In 2020, the market witnessed a significant drop in the investment return of Renaissance Technologies, a legendary hedge fund known for adopting machine learning in its investment process.5 In a letter to its clients, Renaissance admitted that their models are trained on historical data, so the results were not surprising considering that 2020 was unusual year. Adam Taback, chief investment officer of Wells Fargo Private Wealth Management, also notes that quantitative models might have difficulty capturing useful information when markets are volatile.

These examples highlight the importance of human judgment and experience in overcoming the limitations of machine learning in the investment process. Human knowledge can be useful to determine whether patterns detected by machines reflect overfitting due to noise or reflect a sensible and sustainable relationship. Humans may also make better forward-looking logical judgments or predictions with a small amount of historical data. By better isolating information from noise and taking a forward-looking approach, human intelligence is still of paramount importance in making sound investment decisions.

Thus, at least in the foreseeable future, humans are unlikely to be completely replaced by machines in the investment industries. Both humans and machines have their own parts to play in the game. The best approach would be man+machine. As Paul Tudor Jones, a renowned billionaire hedge fund manager said, “No man is better than a machine, and no machine is better than a man with a machine.”6

The aforementioned study on earnings forecasts demonstrates the promise of this approach. The authors find that machine learning forecasts compete well against, and most of the time outperform, the collective wisdom of financial analysts from thousands of contributing brokerage firms. More importantly, the simple approach of combining machine learning and analysts’ forecasts outperforms both individually. The combined forecasts are more accurate than analysts’ consensus forecasts in 29, 31, and 32 years out of the total 33 years testing period for one, two and three years ahead forecasts respectively, indicating that human analysts can substantially improve their performance by incorporating the insights from machine learning models.

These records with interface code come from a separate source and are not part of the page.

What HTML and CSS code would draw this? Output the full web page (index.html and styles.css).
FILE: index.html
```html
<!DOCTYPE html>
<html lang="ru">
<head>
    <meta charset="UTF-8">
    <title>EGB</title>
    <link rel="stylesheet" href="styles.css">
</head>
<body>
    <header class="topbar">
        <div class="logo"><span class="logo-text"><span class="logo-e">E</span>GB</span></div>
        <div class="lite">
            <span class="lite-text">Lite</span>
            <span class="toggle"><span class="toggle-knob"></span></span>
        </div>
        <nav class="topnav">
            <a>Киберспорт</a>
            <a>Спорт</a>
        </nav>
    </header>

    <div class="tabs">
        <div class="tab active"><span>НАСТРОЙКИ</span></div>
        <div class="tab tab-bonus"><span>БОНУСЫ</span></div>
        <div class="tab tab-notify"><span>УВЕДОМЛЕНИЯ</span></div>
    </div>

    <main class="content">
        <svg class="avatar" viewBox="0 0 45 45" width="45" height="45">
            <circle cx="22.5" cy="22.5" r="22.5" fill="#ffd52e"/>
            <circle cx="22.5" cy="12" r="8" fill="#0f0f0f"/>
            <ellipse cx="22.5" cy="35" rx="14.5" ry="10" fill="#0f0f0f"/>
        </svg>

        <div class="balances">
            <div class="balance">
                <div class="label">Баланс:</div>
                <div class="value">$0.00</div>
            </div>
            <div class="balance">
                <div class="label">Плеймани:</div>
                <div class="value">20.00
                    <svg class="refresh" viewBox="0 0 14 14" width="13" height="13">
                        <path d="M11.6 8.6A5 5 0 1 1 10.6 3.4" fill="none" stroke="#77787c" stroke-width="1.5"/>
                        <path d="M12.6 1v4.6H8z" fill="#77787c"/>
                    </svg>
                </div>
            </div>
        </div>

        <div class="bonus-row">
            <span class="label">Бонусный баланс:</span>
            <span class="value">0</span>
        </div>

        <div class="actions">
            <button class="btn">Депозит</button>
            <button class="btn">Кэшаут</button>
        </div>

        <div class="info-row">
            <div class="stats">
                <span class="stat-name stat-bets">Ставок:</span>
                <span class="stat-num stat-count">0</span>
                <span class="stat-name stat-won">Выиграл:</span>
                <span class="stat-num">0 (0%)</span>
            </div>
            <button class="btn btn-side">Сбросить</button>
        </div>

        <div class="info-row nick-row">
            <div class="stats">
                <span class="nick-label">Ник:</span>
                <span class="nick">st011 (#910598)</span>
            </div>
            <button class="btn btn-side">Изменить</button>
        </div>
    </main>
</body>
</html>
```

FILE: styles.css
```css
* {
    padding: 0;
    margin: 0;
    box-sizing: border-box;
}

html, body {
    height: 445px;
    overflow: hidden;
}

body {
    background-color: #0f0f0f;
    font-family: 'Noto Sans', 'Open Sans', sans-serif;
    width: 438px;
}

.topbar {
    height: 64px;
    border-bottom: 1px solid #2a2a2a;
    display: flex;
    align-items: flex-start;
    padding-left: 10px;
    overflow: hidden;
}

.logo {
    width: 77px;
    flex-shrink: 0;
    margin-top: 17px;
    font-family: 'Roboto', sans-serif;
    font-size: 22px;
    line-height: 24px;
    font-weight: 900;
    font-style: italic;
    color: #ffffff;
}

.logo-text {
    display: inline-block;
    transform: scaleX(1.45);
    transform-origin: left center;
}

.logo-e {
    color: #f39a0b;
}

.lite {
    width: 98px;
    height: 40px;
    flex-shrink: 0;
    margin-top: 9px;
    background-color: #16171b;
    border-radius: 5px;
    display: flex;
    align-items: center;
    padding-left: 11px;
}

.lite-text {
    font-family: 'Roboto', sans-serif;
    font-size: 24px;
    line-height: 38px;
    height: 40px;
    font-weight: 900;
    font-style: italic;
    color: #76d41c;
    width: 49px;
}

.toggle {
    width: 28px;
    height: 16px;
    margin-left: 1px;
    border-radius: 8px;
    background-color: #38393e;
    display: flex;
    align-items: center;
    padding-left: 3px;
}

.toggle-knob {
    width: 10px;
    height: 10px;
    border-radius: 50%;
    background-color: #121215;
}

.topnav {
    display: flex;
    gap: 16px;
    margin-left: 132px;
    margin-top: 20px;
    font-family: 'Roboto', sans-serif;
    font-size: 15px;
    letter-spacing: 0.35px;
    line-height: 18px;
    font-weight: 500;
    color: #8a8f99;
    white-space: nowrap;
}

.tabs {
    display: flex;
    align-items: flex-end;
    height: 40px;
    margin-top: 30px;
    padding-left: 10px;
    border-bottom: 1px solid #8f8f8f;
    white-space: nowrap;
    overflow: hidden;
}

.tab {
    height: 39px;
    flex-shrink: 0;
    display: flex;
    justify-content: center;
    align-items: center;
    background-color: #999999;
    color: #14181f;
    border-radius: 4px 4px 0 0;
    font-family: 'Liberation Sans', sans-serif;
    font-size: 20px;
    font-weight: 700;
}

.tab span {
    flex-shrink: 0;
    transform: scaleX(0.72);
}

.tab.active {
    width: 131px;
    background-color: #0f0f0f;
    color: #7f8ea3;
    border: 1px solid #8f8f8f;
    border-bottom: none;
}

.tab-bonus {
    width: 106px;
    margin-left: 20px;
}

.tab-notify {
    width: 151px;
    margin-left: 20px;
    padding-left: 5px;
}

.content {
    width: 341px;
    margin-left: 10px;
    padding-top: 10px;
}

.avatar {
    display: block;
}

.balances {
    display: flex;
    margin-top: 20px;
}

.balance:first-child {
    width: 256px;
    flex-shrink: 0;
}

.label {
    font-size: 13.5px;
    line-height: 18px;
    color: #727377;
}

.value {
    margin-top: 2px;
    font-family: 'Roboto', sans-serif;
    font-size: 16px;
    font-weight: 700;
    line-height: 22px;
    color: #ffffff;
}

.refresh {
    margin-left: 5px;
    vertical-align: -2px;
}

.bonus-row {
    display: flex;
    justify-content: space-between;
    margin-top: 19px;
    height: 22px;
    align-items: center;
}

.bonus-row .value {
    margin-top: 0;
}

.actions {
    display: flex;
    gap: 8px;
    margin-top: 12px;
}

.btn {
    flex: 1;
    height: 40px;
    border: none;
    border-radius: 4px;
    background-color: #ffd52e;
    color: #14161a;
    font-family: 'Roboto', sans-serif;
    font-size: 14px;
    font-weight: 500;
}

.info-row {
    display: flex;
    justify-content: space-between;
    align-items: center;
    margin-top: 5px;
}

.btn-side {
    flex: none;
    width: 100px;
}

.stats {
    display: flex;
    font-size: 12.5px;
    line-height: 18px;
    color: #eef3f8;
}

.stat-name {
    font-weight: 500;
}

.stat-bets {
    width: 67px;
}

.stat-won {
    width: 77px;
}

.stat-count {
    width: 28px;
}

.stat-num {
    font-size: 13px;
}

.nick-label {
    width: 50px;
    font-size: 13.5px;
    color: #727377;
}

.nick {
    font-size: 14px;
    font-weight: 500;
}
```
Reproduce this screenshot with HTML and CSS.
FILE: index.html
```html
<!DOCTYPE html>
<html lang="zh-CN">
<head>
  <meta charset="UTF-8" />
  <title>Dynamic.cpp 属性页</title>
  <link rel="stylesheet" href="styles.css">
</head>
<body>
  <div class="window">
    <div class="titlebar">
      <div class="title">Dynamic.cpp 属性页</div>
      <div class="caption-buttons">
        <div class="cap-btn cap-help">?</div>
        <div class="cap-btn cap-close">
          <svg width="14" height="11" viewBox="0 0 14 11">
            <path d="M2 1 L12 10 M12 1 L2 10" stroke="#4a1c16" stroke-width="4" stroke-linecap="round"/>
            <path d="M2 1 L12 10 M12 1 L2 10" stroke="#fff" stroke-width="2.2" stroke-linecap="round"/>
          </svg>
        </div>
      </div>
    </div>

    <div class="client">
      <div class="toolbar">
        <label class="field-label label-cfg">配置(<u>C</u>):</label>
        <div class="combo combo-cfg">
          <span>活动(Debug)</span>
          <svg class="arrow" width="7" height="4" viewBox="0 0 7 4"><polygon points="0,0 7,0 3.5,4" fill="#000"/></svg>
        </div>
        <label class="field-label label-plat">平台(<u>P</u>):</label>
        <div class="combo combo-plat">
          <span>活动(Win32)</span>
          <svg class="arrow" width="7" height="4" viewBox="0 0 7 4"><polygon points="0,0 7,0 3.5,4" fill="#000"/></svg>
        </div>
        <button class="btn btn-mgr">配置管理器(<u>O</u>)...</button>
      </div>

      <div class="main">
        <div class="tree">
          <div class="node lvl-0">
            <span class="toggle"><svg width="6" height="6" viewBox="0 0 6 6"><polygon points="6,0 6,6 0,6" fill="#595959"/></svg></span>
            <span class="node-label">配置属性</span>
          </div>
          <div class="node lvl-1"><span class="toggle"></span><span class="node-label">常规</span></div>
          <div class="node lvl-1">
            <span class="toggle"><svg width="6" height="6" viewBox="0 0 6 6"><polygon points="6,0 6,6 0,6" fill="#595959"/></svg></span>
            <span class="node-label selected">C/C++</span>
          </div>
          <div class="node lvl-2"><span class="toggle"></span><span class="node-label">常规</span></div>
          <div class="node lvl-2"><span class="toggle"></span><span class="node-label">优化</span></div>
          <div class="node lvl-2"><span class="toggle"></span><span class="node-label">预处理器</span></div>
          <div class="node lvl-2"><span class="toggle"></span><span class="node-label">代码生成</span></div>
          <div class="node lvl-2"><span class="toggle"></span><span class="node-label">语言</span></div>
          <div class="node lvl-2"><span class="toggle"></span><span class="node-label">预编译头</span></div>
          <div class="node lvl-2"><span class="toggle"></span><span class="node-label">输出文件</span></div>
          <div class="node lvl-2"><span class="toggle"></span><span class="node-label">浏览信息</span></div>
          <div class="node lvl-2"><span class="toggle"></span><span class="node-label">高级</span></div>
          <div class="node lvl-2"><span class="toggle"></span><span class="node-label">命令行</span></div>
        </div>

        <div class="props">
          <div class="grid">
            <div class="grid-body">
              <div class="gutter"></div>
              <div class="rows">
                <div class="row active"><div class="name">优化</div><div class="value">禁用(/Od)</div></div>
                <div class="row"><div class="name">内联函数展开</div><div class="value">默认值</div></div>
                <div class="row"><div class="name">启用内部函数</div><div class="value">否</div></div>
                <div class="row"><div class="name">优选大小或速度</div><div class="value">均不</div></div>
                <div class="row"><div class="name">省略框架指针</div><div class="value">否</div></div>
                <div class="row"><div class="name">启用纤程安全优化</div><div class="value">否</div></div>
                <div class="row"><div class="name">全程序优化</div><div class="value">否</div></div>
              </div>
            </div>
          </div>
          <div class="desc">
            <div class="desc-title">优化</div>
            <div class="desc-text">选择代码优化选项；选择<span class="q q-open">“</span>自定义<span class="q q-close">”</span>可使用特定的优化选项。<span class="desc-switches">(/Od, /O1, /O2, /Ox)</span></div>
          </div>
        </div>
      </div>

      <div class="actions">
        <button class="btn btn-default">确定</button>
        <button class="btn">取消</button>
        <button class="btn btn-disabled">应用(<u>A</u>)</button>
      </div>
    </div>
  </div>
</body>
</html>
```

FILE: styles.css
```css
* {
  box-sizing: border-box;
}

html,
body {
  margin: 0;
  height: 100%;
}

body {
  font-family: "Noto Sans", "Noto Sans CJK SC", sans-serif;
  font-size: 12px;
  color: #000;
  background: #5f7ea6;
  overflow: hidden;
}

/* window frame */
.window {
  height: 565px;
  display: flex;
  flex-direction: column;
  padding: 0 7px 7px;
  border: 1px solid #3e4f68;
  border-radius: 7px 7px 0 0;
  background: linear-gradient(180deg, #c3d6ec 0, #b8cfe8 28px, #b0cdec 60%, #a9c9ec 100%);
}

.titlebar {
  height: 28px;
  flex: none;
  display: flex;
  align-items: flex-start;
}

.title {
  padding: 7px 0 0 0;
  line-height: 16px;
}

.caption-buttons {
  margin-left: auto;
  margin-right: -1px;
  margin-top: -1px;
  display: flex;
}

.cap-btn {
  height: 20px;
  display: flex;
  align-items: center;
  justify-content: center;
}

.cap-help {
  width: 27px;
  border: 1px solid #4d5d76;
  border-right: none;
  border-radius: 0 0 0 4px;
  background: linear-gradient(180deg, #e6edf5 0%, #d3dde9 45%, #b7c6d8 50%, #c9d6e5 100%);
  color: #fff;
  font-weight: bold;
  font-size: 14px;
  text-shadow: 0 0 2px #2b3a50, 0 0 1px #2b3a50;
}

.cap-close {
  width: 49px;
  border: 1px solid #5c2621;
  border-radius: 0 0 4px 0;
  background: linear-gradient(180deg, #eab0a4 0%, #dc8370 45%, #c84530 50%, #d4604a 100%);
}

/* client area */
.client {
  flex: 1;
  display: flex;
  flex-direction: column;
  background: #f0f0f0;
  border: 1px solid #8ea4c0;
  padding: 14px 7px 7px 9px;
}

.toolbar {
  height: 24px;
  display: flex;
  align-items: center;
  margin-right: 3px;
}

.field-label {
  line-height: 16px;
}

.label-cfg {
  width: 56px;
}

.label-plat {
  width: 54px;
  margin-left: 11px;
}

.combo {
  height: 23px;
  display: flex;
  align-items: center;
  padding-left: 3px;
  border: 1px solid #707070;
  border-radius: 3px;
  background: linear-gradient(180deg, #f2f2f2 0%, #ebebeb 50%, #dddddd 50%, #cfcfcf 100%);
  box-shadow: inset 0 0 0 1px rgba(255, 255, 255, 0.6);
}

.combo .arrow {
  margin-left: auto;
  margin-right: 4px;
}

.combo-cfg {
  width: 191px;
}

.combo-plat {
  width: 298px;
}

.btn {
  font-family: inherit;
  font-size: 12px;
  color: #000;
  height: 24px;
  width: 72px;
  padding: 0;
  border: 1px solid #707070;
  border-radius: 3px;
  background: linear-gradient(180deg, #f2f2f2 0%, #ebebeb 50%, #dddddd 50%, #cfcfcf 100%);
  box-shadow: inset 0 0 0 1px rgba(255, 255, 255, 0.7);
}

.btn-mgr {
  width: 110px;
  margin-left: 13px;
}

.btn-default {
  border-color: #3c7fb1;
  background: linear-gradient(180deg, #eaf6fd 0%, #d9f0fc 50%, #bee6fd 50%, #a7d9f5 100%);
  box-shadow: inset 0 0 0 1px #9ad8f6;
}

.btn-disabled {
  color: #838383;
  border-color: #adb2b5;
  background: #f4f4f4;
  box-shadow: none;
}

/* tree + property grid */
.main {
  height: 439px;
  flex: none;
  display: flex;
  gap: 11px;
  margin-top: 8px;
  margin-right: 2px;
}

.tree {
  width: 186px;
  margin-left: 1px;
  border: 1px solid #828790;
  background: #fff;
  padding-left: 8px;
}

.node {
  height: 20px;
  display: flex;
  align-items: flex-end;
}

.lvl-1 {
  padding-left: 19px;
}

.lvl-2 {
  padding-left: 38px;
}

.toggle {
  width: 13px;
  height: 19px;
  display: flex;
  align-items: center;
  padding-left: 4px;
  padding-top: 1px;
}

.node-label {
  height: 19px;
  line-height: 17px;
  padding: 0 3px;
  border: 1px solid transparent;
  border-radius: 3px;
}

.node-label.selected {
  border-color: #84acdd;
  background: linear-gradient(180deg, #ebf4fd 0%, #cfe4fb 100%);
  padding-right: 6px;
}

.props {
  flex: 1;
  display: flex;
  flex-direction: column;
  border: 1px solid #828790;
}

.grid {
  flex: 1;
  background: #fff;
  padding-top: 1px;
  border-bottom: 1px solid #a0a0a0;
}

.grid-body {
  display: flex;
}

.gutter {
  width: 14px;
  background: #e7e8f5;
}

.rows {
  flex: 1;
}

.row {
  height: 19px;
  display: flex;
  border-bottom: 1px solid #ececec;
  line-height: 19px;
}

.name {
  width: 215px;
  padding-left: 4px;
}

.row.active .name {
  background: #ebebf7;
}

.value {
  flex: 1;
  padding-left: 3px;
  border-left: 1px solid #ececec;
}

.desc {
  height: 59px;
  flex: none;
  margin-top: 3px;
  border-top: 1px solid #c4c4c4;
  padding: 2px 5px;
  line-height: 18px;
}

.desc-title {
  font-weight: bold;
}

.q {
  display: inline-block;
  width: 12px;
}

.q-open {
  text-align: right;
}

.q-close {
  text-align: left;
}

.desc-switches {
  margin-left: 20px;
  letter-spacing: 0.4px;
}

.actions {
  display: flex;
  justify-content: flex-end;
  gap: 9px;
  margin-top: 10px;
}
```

The simple approach of combining machine learning and analysts’ forecasts outperforms both individually

1. Travis Dyer, Mark Lang, Lorien Stice-Lawrence, 2017, The evolution of 10-K textual disclosure: Evidence from Latent Dirichlet Allocation, Journal of Accounting and Economics, 64(2–3): 221-245.
2. Haifeng You, Xiao-Jun Zhang, 2009, Financial reporting complexity and investor underreaction to 10-K information, Review of Accounting Studies 14: 559-586
3. Kai Cao, Haifeng You, 2021, Fundamental analysis via machine learning:
4. Steven J. Monahan, 2018, Financial statement analysis and earnings forecasting. Foundations and Trends® in Accounting 12 (2), 105-215.